BEGIN RAW DATA
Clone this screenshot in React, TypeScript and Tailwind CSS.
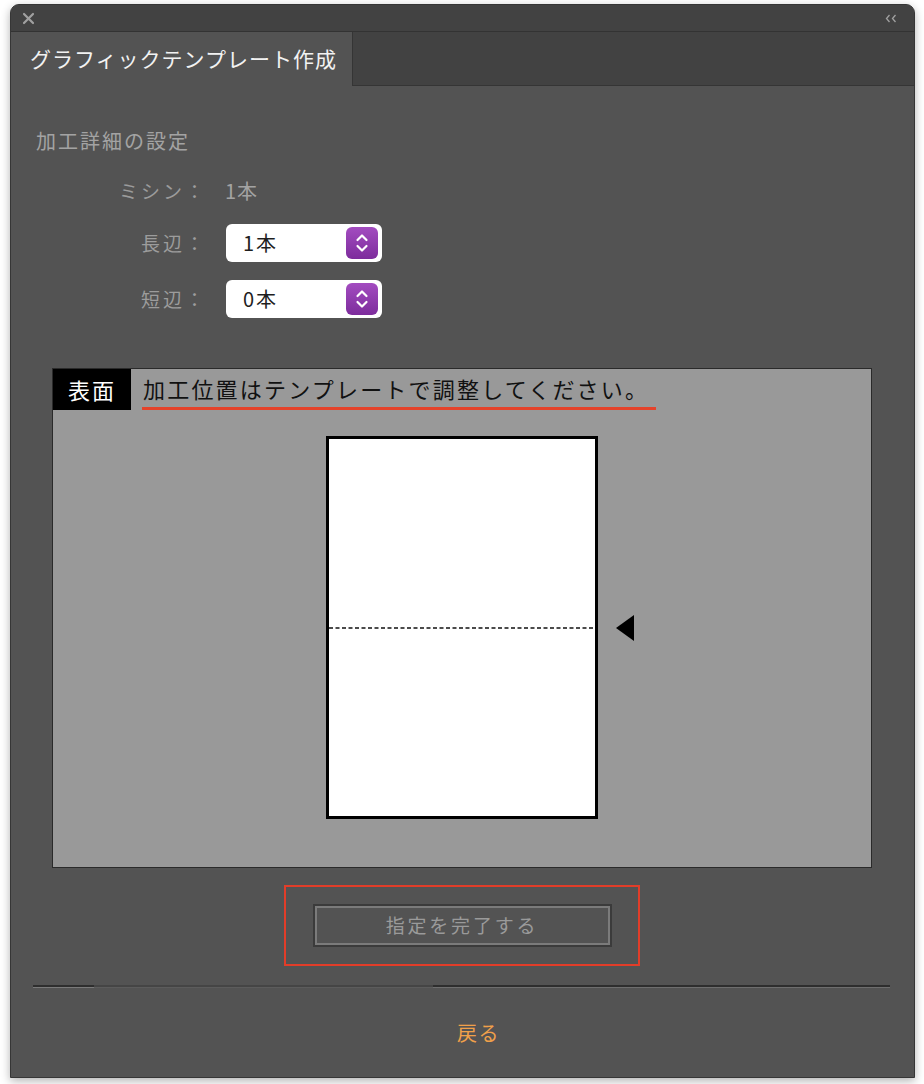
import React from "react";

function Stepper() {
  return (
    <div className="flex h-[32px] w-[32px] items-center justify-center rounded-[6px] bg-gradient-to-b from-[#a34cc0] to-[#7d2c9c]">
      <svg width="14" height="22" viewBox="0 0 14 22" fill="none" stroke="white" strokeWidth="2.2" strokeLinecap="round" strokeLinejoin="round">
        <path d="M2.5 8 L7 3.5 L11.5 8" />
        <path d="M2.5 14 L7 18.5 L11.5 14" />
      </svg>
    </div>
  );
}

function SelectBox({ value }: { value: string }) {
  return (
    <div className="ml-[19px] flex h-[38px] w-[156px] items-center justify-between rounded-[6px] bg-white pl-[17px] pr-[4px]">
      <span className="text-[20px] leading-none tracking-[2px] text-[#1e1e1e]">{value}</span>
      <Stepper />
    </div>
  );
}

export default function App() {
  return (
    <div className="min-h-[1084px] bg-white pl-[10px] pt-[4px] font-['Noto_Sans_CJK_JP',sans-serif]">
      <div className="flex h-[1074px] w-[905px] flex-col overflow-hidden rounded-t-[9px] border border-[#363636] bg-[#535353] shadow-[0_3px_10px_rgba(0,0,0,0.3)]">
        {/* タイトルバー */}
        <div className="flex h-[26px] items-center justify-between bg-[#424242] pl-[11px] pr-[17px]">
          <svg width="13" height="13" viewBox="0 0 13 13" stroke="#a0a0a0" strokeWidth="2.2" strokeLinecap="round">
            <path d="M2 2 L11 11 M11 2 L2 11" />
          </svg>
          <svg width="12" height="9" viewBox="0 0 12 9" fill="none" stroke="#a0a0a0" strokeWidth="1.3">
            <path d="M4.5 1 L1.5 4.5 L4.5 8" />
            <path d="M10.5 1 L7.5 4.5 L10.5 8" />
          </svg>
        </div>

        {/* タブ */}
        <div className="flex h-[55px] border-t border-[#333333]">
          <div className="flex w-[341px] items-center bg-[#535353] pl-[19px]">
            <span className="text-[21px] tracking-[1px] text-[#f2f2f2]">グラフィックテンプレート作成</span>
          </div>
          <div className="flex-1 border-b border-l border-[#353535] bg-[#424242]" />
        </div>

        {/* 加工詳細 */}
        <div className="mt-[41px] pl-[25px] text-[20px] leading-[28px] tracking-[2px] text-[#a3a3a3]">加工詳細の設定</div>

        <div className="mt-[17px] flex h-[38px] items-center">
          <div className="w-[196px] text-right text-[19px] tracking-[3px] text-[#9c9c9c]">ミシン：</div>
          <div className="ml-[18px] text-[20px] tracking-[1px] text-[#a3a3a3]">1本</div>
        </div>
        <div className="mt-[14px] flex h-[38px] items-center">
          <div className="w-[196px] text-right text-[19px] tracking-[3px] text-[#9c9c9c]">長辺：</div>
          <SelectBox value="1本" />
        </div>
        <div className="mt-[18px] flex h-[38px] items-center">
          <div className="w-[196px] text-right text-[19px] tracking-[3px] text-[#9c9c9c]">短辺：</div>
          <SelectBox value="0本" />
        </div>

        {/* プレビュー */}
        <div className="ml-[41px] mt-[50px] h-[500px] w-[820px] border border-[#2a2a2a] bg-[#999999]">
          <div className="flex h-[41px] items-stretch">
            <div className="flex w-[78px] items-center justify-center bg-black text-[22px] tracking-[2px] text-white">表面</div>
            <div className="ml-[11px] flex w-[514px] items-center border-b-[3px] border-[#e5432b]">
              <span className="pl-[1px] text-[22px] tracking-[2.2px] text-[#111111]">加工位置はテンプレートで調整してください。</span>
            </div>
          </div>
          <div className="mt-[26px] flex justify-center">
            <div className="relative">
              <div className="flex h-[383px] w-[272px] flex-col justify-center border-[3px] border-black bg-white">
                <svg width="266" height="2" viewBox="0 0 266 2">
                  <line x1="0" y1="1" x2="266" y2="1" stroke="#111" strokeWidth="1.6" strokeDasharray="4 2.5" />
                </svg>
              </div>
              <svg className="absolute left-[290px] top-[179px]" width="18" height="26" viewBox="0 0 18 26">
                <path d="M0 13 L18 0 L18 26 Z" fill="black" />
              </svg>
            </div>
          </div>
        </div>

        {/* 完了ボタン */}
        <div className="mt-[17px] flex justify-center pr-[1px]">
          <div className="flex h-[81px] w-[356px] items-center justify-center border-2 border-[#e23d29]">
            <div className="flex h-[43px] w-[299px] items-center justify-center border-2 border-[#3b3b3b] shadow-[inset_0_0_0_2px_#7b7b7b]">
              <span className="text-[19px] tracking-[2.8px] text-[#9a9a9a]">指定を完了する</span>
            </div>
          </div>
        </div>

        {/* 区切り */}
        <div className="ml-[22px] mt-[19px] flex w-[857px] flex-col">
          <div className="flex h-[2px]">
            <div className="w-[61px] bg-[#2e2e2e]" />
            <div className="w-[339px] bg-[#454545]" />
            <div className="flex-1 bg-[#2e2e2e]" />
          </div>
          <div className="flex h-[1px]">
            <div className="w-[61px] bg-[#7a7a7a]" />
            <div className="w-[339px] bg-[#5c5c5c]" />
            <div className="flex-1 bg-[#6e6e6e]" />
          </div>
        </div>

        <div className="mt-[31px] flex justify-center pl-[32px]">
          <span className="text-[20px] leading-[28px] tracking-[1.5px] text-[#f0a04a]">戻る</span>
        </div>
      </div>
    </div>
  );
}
END RAW DATA
▶ WORK INSTRUCTIONS
Every line of the data should be copied as it stands, without the images.

▶ REPLY TO THE EXERCISE
Clone this screenshot in React, TypeScript and Tailwind CSS.
import React from "react";

function Stepper() {
  return (
    <div className="flex h-[32px] w-[32px] items-center justify-center rounded-[6px] bg-gradient-to-b from-[#a34cc0] to-[#7d2c9c]">
      <svg width="14" height="22" viewBox="0 0 14 22" fill="none" stroke="white" strokeWidth="2.2" strokeLinecap="round" strokeLinejoin="round">
        <path d="M2.5 8 L7 3.5 L11.5 8" />
        <path d="M2.5 14 L7 18.5 L11.5 14" />
      </svg>
    </div>
  );
}

function SelectBox({ value }: { value: string }) {
  return (
    <div className="ml-[19px] flex h-[38px] w-[156px] items-center justify-between rounded-[6px] bg-white pl-[17px] pr-[4px]">
      <span className="text-[20px] leading-none tracking-[2px] text-[#1e1e1e]">{value}</span>
      <Stepper />
    </div>
  );
}

export default function App() {
  return (
    <div className="min-h-[1084px] bg-white pl-[10px] pt-[4px] font-['Noto_Sans_CJK_JP',sans-serif]">
      <div className="flex h-[1074px] w-[905px] flex-col overflow-hidden rounded-t-[9px] border border-[#363636] bg-[#535353] shadow-[0_3px_10px_rgba(0,0,0,0.3)]">
        {/* タイトルバー */}
        <div className="flex h-[26px] items-center justify-between bg-[#424242] pl-[11px] pr-[17px]">
          <svg width="13" height="13" viewBox="0 0 13 13" stroke="#a0a0a0" strokeWidth="2.2" strokeLinecap="round">
            <path d="M2 2 L11 11 M11 2 L2 11" />
          </svg>
          <svg width="12" height="9" viewBox="0 0 12 9" fill="none" stroke="#a0a0a0" strokeWidth="1.3">
            <path d="M4.5 1 L1.5 4.5 L4.5 8" />
            <path d="M10.5 1 L7.5 4.5 L10.5 8" />
          </svg>
        </div>

        {/* タブ */}
        <div className="flex h-[55px] border-t border-[#333333]">
          <div className="flex w-[341px] items-center bg-[#535353] pl-[19px]">
            <span className="text-[21px] tracking-[1px] text-[#f2f2f2]">グラフィックテンプレート作成</span>
          </div>
          <div className="flex-1 border-b border-l border-[#353535] bg-[#424242]" />
        </div>

        {/* 加工詳細 */}
        <div className="mt-[41px] pl-[25px] text-[20px] leading-[28px] tracking-[2px] text-[#a3a3a3]">加工詳細の設定</div>

        <div className="mt-[17px] flex h-[38px] items-center">
          <div className="w-[196px] text-right text-[19px] tracking-[3px] text-[#9c9c9c]">ミシン：</div>
          <div className="ml-[18px] text-[20px] tracking-[1px] text-[#a3a3a3]">1本</div>
        </div>
        <div className="mt-[14px] flex h-[38px] items-center">
          <div className="w-[196px] text-right text-[19px] tracking-[3px] text-[#9c9c9c]">長辺：</div>
          <SelectBox value="1本" />
        </div>
        <div className="mt-[18px] flex h-[38px] items-center">
          <div className="w-[196px] text-right text-[19px] tracking-[3px] text-[#9c9c9c]">短辺：</div>
          <SelectBox value="0本" />
        </div>

        {/* プレビュー */}
        <div className="ml-[41px] mt-[50px] h-[500px] w-[820px] border border-[#2a2a2a] bg-[#999999]">
          <div className="flex h-[41px] items-stretch">
            <div className="flex w-[78px] items-center justify-center bg-black text-[22px] tracking-[2px] text-white">表面</div>
            <div className="ml-[11px] flex w-[514px] items-center border-b-[3px] border-[#e5432b]">
              <span className="pl-[1px] text-[22px] tracking-[2.2px] text-[#111111]">加工位置はテンプレートで調整してください。</span>
            </div>
          </div>
          <div className="mt-[26px] flex justify-center">
            <div className="relative">
              <div className="flex h-[383px] w-[272px] flex-col justify-center border-[3px] border-black bg-white">
                <svg width="266" height="2" viewBox="0 0 266 2">
                  <line x1="0" y1="1" x2="266" y2="1" stroke="#111" strokeWidth="1.6" strokeDasharray="4 2.5" />
                </svg>
              </div>
              <svg className="absolute left-[290px] top-[179px]" width="18" height="26" viewBox="0 0 18 26">
                <path d="M0 13 L18 0 L18 26 Z" fill="black" />
              </svg>
            </div>
          </div>
        </div>

        {/* 完了ボタン */}
        <div className="mt-[17px] flex justify-center pr-[1px]">
          <div className="flex h-[81px] w-[356px] items-center justify-center border-2 border-[#e23d29]">
            <div className="flex h-[43px] w-[299px] items-center justify-center border-2 border-[#3b3b3b] shadow-[inset_0_0_0_2px_#7b7b7b]">
              <span className="text-[19px] tracking-[2.8px] text-[#9a9a9a]">指定を完了する</span>
            </div>
          </div>
        </div>

        {/* 区切り */}
        <div className="ml-[22px] mt-[19px] flex w-[857px] flex-col">
          <div className="flex h-[2px]">
            <div className="w-[61px] bg-[#2e2e2e]" />
            <div className="w-[339px] bg-[#454545]" />
            <div className="flex-1 bg-[#2e2e2e]" />
          </div>
          <div className="flex h-[1px]">
            <div className="w-[61px] bg-[#7a7a7a]" />
            <div className="w-[339px] bg-[#5c5c5c]" />
            <div className="flex-1 bg-[#6e6e6e]" />
          </div>
        </div>

        <div className="mt-[31px] flex justify-center pl-[32px]">
          <span className="text-[20px] leading-[28px] tracking-[1.5px] text-[#f0a04a]">戻る</span>
        </div>
      </div>
    </div>
  );
}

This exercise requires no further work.